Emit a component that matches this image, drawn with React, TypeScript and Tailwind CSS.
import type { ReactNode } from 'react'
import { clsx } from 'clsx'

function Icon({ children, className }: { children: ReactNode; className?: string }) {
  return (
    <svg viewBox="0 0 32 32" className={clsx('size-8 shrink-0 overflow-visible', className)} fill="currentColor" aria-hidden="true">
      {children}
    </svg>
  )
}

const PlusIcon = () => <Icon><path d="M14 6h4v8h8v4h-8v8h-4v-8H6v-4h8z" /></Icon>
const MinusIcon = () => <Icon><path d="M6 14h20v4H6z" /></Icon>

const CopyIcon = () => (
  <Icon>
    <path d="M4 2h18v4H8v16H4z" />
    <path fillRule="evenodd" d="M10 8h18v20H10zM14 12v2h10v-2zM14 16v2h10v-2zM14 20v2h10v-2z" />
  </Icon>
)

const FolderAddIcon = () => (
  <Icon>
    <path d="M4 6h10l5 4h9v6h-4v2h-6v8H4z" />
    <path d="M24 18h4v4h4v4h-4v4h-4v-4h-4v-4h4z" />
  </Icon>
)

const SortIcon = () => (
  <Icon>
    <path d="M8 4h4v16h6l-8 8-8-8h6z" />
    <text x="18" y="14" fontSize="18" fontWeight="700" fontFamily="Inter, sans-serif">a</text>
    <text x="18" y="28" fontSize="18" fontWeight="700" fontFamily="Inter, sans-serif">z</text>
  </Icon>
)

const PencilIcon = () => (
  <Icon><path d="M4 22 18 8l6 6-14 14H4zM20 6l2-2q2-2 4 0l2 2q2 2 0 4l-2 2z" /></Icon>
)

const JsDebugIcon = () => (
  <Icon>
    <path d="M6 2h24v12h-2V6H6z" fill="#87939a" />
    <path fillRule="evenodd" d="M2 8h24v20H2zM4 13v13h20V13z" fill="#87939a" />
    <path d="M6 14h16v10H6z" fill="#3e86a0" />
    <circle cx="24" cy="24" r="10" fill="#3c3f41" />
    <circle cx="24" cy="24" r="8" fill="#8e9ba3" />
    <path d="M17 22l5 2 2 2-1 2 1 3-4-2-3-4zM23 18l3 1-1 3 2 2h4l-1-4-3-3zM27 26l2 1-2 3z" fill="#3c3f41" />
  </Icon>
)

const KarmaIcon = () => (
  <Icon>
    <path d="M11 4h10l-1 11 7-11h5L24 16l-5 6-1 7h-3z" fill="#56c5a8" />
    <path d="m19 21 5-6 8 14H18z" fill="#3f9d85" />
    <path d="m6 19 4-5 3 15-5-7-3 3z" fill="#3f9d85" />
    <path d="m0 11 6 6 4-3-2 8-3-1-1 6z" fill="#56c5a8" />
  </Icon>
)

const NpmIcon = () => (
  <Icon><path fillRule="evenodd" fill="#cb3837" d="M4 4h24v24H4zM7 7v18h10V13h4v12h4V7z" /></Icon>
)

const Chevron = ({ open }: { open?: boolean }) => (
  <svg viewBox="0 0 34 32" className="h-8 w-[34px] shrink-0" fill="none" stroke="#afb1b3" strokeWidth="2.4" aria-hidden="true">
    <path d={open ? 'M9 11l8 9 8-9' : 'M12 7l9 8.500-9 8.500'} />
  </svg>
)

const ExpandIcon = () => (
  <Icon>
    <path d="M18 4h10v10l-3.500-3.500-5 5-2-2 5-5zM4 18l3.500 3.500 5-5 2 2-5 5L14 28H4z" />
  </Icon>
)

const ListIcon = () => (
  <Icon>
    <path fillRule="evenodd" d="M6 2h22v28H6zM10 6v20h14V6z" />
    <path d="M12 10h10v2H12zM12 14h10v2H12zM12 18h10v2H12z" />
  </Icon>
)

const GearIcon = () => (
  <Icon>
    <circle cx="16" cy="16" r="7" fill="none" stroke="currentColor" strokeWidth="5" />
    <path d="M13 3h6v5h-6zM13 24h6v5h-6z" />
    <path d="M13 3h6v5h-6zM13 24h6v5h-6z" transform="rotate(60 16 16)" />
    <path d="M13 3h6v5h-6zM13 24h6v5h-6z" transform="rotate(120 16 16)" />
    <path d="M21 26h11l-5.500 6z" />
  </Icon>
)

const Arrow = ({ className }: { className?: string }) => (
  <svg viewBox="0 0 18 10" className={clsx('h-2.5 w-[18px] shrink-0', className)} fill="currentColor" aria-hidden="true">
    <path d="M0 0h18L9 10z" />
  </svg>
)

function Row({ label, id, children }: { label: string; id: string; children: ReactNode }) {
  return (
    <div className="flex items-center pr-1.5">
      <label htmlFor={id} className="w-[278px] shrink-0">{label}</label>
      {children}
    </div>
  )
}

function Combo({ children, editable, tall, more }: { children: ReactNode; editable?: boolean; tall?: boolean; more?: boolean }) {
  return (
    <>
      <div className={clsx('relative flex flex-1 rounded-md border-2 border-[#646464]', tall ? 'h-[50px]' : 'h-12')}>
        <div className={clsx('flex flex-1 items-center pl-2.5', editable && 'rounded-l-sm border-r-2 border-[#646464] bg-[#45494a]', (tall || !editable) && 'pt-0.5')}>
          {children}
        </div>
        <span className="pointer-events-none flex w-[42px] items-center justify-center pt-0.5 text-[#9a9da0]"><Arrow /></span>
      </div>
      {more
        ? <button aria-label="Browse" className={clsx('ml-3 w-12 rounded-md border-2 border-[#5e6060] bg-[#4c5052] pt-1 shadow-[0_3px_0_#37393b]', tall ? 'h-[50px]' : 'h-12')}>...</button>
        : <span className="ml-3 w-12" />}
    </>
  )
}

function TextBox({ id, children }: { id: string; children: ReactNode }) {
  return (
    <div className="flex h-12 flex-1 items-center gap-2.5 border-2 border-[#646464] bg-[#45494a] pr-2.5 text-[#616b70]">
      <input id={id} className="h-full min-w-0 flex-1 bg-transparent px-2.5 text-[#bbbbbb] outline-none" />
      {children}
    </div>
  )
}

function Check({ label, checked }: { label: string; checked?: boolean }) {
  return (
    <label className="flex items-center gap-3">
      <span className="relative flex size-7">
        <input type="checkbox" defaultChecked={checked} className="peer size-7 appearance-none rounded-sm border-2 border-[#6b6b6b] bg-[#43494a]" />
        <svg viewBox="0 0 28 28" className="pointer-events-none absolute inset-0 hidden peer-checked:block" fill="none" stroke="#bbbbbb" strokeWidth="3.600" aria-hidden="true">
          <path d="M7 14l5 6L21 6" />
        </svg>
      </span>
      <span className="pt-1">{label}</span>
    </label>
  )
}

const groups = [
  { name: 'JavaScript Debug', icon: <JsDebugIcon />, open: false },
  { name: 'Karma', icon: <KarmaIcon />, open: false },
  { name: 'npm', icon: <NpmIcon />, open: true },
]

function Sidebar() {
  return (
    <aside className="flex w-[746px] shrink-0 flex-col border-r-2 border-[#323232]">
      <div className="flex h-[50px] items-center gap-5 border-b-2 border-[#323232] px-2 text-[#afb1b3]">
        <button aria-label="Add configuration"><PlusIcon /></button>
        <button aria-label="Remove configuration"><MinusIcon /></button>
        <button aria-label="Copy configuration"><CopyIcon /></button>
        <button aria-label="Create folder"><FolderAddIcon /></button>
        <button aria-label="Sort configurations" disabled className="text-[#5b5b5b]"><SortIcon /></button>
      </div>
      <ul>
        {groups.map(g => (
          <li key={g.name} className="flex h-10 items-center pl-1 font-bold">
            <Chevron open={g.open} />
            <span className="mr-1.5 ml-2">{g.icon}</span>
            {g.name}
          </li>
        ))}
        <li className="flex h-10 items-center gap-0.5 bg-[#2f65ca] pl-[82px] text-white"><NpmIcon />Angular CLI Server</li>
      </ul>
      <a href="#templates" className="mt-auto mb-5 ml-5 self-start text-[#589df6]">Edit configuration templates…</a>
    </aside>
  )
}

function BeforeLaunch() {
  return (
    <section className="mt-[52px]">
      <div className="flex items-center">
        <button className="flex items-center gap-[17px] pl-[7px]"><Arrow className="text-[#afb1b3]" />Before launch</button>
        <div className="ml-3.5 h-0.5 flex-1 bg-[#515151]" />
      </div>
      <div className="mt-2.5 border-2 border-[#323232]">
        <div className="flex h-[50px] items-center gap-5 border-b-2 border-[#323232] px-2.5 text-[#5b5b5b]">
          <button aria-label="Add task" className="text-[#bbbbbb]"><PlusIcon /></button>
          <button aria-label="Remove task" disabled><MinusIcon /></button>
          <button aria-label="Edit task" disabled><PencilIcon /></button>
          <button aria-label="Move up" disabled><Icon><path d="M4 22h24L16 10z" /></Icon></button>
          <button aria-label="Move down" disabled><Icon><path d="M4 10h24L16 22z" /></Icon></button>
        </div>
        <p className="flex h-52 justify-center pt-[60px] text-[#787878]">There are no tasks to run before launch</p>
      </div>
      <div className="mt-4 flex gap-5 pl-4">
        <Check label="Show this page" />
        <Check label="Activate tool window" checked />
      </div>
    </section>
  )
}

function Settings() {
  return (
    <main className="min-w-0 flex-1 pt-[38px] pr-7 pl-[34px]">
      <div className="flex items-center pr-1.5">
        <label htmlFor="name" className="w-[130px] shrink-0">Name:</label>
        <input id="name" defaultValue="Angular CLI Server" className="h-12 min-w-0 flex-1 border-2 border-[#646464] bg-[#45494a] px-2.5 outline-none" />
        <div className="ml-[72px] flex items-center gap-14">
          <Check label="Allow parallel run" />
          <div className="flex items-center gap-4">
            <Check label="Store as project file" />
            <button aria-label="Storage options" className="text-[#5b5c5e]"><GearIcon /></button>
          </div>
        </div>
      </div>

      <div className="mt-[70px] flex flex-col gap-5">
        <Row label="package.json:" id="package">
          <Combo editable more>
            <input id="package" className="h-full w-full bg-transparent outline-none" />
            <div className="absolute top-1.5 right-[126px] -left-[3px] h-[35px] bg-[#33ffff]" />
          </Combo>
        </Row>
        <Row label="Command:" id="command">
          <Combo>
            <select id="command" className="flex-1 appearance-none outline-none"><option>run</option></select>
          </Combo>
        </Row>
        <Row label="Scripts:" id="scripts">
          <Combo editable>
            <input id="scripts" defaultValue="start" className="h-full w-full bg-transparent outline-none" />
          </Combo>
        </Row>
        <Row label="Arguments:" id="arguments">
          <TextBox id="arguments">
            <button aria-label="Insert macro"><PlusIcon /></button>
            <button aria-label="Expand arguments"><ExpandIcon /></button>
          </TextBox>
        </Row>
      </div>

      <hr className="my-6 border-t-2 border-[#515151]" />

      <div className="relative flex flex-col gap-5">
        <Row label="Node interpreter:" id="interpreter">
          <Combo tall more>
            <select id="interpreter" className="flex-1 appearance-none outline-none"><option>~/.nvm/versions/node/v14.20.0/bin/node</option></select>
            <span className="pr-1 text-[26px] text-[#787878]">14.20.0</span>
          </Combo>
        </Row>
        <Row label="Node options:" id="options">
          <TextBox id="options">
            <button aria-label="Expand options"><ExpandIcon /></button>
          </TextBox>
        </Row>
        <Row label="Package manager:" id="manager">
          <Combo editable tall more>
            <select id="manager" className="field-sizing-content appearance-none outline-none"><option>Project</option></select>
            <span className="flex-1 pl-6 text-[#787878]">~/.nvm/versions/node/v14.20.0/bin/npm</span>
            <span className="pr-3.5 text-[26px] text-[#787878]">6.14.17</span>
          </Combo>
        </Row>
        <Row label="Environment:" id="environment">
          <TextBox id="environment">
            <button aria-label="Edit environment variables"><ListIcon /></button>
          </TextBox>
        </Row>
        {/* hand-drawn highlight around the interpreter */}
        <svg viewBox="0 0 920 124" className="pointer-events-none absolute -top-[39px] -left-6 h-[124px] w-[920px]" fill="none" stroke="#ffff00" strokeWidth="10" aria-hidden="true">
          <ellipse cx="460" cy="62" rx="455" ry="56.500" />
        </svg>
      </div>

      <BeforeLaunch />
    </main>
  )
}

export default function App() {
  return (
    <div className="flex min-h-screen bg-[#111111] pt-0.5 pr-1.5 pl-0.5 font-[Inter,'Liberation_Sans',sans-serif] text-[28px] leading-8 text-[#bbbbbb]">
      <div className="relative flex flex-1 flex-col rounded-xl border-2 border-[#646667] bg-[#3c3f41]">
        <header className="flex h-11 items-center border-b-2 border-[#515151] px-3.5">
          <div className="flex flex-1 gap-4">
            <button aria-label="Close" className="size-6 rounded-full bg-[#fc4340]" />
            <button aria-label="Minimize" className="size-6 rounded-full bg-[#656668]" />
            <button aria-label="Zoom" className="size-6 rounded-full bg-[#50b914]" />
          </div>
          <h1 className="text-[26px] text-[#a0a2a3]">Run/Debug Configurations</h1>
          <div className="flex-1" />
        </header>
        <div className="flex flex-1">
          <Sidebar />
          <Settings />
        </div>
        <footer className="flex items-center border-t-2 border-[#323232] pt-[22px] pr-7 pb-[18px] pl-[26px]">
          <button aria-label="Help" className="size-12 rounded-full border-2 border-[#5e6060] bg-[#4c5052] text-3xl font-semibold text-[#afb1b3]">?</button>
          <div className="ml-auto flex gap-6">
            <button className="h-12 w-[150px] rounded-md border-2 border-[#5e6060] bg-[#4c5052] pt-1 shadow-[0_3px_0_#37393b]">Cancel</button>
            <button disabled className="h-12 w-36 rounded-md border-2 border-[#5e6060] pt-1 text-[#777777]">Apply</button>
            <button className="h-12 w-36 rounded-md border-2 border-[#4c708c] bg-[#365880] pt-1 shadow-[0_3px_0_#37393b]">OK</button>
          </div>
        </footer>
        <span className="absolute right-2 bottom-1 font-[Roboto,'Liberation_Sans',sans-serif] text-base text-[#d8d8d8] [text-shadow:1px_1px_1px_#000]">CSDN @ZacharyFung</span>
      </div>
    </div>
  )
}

--

- [AIM OF THE EXERCISE] Identify each line containing the string "this" and copy it out.

- [TASK RESPONSE]
Emit a component that matches this image, drawn with React, TypeScript and Tailwind CSS.
        <Check label="Show this page" />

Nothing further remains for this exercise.